TASK PROMPT
Copy out all lines carrying the word "screenshot".
+ + + + + + +
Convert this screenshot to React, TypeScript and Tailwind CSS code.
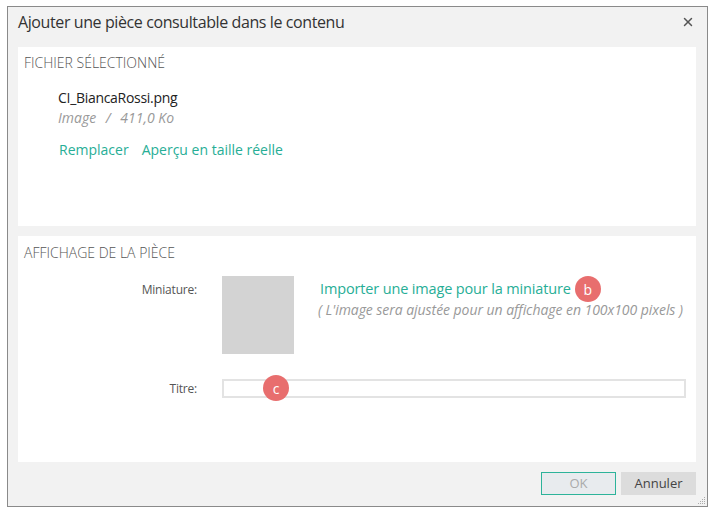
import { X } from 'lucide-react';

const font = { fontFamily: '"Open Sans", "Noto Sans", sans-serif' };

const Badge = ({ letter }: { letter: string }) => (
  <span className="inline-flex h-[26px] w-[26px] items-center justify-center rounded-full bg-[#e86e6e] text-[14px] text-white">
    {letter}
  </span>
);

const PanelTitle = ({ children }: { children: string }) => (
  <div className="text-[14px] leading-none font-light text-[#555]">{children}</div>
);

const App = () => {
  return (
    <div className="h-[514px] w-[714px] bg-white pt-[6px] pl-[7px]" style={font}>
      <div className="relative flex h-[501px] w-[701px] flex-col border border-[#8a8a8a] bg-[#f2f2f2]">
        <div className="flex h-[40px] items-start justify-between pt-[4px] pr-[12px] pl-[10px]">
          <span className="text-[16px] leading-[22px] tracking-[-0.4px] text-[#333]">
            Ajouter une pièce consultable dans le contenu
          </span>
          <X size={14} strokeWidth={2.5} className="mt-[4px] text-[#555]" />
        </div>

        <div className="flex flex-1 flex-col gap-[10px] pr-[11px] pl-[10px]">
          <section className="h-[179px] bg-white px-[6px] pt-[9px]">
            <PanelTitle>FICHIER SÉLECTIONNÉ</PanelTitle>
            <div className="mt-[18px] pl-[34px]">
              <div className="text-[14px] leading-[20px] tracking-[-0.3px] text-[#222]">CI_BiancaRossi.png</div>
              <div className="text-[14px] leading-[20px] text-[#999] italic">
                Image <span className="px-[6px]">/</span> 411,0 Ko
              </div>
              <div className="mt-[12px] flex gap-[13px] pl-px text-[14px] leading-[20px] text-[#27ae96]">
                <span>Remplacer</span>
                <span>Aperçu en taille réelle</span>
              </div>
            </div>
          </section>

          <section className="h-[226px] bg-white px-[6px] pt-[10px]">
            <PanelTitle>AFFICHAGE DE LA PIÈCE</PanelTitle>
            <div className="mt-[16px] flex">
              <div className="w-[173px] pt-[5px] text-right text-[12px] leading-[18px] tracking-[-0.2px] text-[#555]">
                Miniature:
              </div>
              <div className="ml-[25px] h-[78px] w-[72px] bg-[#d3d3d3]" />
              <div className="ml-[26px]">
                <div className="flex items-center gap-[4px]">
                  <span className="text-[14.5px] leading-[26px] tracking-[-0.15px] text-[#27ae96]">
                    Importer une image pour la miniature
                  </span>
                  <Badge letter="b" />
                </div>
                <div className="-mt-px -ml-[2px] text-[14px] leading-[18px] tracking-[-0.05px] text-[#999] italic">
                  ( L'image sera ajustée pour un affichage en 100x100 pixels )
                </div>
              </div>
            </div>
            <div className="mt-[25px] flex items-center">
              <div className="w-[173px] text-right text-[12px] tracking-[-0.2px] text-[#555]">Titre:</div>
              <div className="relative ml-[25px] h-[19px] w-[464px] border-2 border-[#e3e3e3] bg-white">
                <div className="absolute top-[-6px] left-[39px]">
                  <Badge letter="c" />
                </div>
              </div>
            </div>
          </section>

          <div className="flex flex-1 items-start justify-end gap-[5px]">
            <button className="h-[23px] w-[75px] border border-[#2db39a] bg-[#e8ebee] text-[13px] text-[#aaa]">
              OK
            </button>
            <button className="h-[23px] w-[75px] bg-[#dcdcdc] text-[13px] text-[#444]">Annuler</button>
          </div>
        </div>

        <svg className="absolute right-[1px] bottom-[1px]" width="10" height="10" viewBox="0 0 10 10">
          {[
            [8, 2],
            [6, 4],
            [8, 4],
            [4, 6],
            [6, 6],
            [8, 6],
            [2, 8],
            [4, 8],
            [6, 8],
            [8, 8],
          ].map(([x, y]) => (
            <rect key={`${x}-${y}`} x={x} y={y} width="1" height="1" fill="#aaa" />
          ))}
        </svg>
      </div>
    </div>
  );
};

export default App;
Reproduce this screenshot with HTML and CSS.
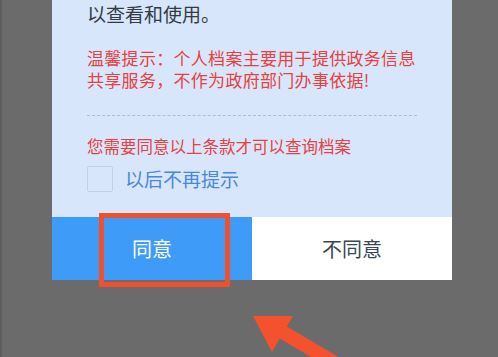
+ + + + + + +
FINAL ANSWER
Convert this screenshot to React, TypeScript and Tailwind CSS code.
Reproduce this screenshot with HTML and CSS.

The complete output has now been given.